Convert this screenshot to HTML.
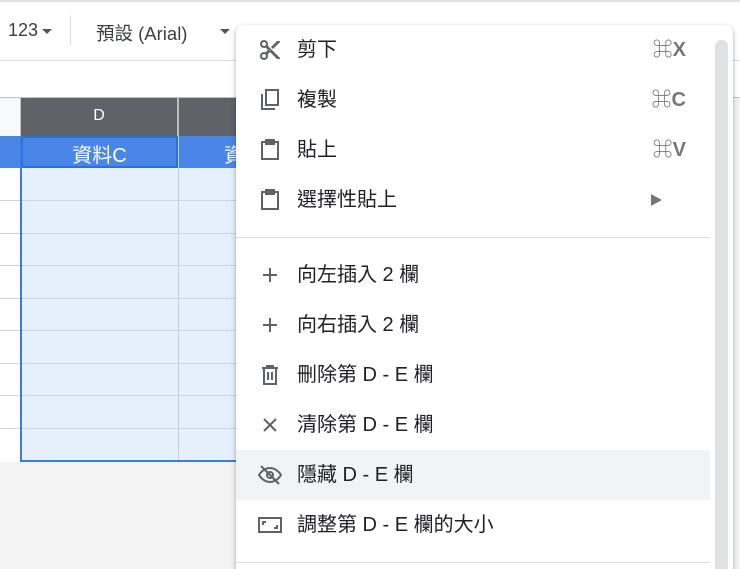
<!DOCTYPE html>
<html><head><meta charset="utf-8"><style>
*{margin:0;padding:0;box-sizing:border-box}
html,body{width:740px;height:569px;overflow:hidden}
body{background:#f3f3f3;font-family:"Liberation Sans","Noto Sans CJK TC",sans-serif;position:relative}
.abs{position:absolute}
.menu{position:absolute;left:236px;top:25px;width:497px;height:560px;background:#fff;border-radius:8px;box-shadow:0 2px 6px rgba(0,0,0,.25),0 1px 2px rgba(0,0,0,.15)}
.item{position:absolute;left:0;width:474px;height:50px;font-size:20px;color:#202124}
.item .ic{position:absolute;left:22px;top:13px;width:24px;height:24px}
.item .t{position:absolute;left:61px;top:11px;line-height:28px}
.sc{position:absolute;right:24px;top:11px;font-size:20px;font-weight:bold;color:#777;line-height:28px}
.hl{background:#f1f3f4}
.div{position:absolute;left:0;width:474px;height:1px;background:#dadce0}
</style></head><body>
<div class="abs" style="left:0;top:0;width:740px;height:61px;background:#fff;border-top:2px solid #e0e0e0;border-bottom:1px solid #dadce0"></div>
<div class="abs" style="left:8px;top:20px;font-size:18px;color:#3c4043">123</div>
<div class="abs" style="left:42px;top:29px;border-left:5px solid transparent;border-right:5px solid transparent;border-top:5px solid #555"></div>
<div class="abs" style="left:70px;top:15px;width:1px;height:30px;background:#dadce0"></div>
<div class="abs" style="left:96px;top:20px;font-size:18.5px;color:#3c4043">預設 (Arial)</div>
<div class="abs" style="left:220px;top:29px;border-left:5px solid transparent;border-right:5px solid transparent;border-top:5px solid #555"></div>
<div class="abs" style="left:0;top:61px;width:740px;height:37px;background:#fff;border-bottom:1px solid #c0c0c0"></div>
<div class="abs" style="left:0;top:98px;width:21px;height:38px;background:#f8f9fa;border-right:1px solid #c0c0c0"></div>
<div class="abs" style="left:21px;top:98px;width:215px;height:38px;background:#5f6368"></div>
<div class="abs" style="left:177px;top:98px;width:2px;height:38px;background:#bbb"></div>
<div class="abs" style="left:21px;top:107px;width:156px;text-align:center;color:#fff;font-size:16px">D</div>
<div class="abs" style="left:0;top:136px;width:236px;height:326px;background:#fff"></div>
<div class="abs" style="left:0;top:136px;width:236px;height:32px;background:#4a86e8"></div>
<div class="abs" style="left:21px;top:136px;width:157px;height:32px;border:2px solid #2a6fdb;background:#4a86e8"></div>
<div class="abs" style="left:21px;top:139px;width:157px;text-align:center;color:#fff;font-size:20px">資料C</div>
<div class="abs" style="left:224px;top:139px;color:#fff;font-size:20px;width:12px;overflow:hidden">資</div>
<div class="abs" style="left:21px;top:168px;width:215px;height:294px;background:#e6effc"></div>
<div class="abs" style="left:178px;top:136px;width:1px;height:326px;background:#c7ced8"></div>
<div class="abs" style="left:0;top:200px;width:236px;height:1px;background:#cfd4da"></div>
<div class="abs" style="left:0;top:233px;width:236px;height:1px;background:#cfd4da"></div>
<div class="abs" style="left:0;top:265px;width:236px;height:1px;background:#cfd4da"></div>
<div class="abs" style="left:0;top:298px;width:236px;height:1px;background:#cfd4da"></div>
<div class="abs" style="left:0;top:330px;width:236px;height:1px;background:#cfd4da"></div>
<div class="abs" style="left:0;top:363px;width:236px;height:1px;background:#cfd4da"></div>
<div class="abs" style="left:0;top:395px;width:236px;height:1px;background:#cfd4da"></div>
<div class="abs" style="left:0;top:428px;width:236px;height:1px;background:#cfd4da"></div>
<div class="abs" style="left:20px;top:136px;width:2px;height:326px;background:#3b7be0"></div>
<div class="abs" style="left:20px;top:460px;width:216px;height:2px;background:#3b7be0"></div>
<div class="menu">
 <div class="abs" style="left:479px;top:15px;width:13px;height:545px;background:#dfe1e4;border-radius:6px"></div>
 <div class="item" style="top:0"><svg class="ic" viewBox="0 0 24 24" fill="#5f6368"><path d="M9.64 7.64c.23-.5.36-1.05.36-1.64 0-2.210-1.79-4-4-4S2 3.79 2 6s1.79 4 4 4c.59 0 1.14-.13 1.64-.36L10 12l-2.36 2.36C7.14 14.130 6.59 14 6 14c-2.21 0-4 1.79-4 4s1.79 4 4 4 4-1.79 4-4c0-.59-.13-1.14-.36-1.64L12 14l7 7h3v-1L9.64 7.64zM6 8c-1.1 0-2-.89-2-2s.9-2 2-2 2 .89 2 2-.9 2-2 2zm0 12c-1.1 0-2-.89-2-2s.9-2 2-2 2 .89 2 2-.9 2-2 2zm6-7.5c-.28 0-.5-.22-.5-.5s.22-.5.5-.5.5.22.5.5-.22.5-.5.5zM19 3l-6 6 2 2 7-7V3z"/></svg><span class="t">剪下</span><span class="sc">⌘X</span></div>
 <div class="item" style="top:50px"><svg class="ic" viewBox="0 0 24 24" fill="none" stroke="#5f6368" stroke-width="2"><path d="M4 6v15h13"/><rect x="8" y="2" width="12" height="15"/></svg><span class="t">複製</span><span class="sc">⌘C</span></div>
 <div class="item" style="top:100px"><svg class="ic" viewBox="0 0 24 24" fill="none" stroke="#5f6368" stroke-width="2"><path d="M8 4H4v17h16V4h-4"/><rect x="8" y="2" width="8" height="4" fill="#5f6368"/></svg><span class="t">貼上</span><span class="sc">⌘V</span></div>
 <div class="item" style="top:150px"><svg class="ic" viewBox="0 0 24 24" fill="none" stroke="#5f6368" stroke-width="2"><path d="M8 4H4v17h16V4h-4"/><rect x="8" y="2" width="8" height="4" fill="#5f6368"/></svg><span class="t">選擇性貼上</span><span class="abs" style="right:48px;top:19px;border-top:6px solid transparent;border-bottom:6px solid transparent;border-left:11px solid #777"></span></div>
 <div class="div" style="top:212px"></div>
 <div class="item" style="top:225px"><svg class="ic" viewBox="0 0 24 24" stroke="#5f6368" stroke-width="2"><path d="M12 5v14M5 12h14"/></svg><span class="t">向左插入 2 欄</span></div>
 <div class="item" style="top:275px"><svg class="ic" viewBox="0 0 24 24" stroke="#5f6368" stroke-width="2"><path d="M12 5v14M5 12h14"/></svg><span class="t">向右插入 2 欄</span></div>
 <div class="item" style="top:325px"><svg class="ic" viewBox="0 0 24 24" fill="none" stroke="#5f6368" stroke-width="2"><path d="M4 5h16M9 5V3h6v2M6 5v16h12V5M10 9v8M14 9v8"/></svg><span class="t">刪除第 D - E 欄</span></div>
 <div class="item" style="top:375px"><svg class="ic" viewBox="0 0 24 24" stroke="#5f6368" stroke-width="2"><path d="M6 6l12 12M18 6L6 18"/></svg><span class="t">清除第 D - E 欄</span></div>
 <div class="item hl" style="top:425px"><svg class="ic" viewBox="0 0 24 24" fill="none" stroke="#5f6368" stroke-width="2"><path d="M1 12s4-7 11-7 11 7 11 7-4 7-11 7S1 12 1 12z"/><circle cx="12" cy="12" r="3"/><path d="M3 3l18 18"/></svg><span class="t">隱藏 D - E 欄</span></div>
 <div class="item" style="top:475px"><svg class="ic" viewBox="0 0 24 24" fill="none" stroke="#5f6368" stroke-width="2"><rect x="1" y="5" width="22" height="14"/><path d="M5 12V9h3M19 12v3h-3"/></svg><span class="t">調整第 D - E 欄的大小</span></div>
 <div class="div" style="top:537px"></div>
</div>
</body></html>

→ Exercise description: Copy the material above exactly and drop the pictures.

→ Final result:
Convert this screenshot to HTML.
<!DOCTYPE html>
<html><head><meta charset="utf-8"><style>
*{margin:0;padding:0;box-sizing:border-box}
html,body{width:740px;height:569px;overflow:hidden}
body{background:#f3f3f3;font-family:"Liberation Sans","Noto Sans CJK TC",sans-serif;position:relative}
.abs{position:absolute}
.menu{position:absolute;left:236px;top:25px;width:497px;height:560px;background:#fff;border-radius:8px;box-shadow:0 2px 6px rgba(0,0,0,.25),0 1px 2px rgba(0,0,0,.15)}
.item{position:absolute;left:0;width:474px;height:50px;font-size:20px;color:#202124}
.item .ic{position:absolute;left:22px;top:13px;width:24px;height:24px}
.item .t{position:absolute;left:61px;top:11px;line-height:28px}
.sc{position:absolute;right:24px;top:11px;font-size:20px;font-weight:bold;color:#777;line-height:28px}
.hl{background:#f1f3f4}
.div{position:absolute;left:0;width:474px;height:1px;background:#dadce0}
</style></head><body>
<div class="abs" style="left:0;top:0;width:740px;height:61px;background:#fff;border-top:2px solid #e0e0e0;border-bottom:1px solid #dadce0"></div>
<div class="abs" style="left:8px;top:20px;font-size:18px;color:#3c4043">123</div>
<div class="abs" style="left:42px;top:29px;border-left:5px solid transparent;border-right:5px solid transparent;border-top:5px solid #555"></div>
<div class="abs" style="left:70px;top:15px;width:1px;height:30px;background:#dadce0"></div>
<div class="abs" style="left:96px;top:20px;font-size:18.5px;color:#3c4043">預設 (Arial)</div>
<div class="abs" style="left:220px;top:29px;border-left:5px solid transparent;border-right:5px solid transparent;border-top:5px solid #555"></div>
<div class="abs" style="left:0;top:61px;width:740px;height:37px;background:#fff;border-bottom:1px solid #c0c0c0"></div>
<div class="abs" style="left:0;top:98px;width:21px;height:38px;background:#f8f9fa;border-right:1px solid #c0c0c0"></div>
<div class="abs" style="left:21px;top:98px;width:215px;height:38px;background:#5f6368"></div>
<div class="abs" style="left:177px;top:98px;width:2px;height:38px;background:#bbb"></div>
<div class="abs" style="left:21px;top:107px;width:156px;text-align:center;color:#fff;font-size:16px">D</div>
<div class="abs" style="left:0;top:136px;width:236px;height:326px;background:#fff"></div>
<div class="abs" style="left:0;top:136px;width:236px;height:32px;background:#4a86e8"></div>
<div class="abs" style="left:21px;top:136px;width:157px;height:32px;border:2px solid #2a6fdb;background:#4a86e8"></div>
<div class="abs" style="left:21px;top:139px;width:157px;text-align:center;color:#fff;font-size:20px">資料C</div>
<div class="abs" style="left:224px;top:139px;color:#fff;font-size:20px;width:12px;overflow:hidden">資</div>
<div class="abs" style="left:21px;top:168px;width:215px;height:294px;background:#e6effc"></div>
<div class="abs" style="left:178px;top:136px;width:1px;height:326px;background:#c7ced8"></div>
<div class="abs" style="left:0;top:200px;width:236px;height:1px;background:#cfd4da"></div>
<div class="abs" style="left:0;top:233px;width:236px;height:1px;background:#cfd4da"></div>
<div class="abs" style="left:0;top:265px;width:236px;height:1px;background:#cfd4da"></div>
<div class="abs" style="left:0;top:298px;width:236px;height:1px;background:#cfd4da"></div>
<div class="abs" style="left:0;top:330px;width:236px;height:1px;background:#cfd4da"></div>
<div class="abs" style="left:0;top:363px;width:236px;height:1px;background:#cfd4da"></div>
<div class="abs" style="left:0;top:395px;width:236px;height:1px;background:#cfd4da"></div>
<div class="abs" style="left:0;top:428px;width:236px;height:1px;background:#cfd4da"></div>
<div class="abs" style="left:20px;top:136px;width:2px;height:326px;background:#3b7be0"></div>
<div class="abs" style="left:20px;top:460px;width:216px;height:2px;background:#3b7be0"></div>
<div class="menu">
 <div class="abs" style="left:479px;top:15px;width:13px;height:545px;background:#dfe1e4;border-radius:6px"></div>
 <div class="item" style="top:0"><svg class="ic" viewBox="0 0 24 24" fill="#5f6368"><path d="M9.64 7.64c.23-.5.36-1.05.36-1.64 0-2.210-1.79-4-4-4S2 3.79 2 6s1.79 4 4 4c.59 0 1.14-.13 1.64-.36L10 12l-2.36 2.36C7.14 14.130 6.59 14 6 14c-2.21 0-4 1.79-4 4s1.79 4 4 4 4-1.79 4-4c0-.59-.13-1.14-.36-1.64L12 14l7 7h3v-1L9.64 7.64zM6 8c-1.1 0-2-.89-2-2s.9-2 2-2 2 .89 2 2-.9 2-2 2zm0 12c-1.1 0-2-.89-2-2s.9-2 2-2 2 .89 2 2-.9 2-2 2zm6-7.5c-.28 0-.5-.22-.5-.5s.22-.5.5-.5.5.22.5.5-.22.5-.5.5zM19 3l-6 6 2 2 7-7V3z"/></svg><span class="t">剪下</span><span class="sc">⌘X</span></div>
 <div class="item" style="top:50px"><svg class="ic" viewBox="0 0 24 24" fill="none" stroke="#5f6368" stroke-width="2"><path d="M4 6v15h13"/><rect x="8" y="2" width="12" height="15"/></svg><span class="t">複製</span><span class="sc">⌘C</span></div>
 <div class="item" style="top:100px"><svg class="ic" viewBox="0 0 24 24" fill="none" stroke="#5f6368" stroke-width="2"><path d="M8 4H4v17h16V4h-4"/><rect x="8" y="2" width="8" height="4" fill="#5f6368"/></svg><span class="t">貼上</span><span class="sc">⌘V</span></div>
 <div class="item" style="top:150px"><svg class="ic" viewBox="0 0 24 24" fill="none" stroke="#5f6368" stroke-width="2"><path d="M8 4H4v17h16V4h-4"/><rect x="8" y="2" width="8" height="4" fill="#5f6368"/></svg><span class="t">選擇性貼上</span><span class="abs" style="right:48px;top:19px;border-top:6px solid transparent;border-bottom:6px solid transparent;border-left:11px solid #777"></span></div>
 <div class="div" style="top:212px"></div>
 <div class="item" style="top:225px"><svg class="ic" viewBox="0 0 24 24" stroke="#5f6368" stroke-width="2"><path d="M12 5v14M5 12h14"/></svg><span class="t">向左插入 2 欄</span></div>
 <div class="item" style="top:275px"><svg class="ic" viewBox="0 0 24 24" stroke="#5f6368" stroke-width="2"><path d="M12 5v14M5 12h14"/></svg><span class="t">向右插入 2 欄</span></div>
 <div class="item" style="top:325px"><svg class="ic" viewBox="0 0 24 24" fill="none" stroke="#5f6368" stroke-width="2"><path d="M4 5h16M9 5V3h6v2M6 5v16h12V5M10 9v8M14 9v8"/></svg><span class="t">刪除第 D - E 欄</span></div>
 <div class="item" style="top:375px"><svg class="ic" viewBox="0 0 24 24" stroke="#5f6368" stroke-width="2"><path d="M6 6l12 12M18 6L6 18"/></svg><span class="t">清除第 D - E 欄</span></div>
 <div class="item hl" style="top:425px"><svg class="ic" viewBox="0 0 24 24" fill="none" stroke="#5f6368" stroke-width="2"><path d="M1 12s4-7 11-7 11 7 11 7-4 7-11 7S1 12 1 12z"/><circle cx="12" cy="12" r="3"/><path d="M3 3l18 18"/></svg><span class="t">隱藏 D - E 欄</span></div>
 <div class="item" style="top:475px"><svg class="ic" viewBox="0 0 24 24" fill="none" stroke="#5f6368" stroke-width="2"><rect x="1" y="5" width="22" height="14"/><path d="M5 12V9h3M19 12v3h-3"/></svg><span class="t">調整第 D - E 欄的大小</span></div>
 <div class="div" style="top:537px"></div>
</div>
</body></html>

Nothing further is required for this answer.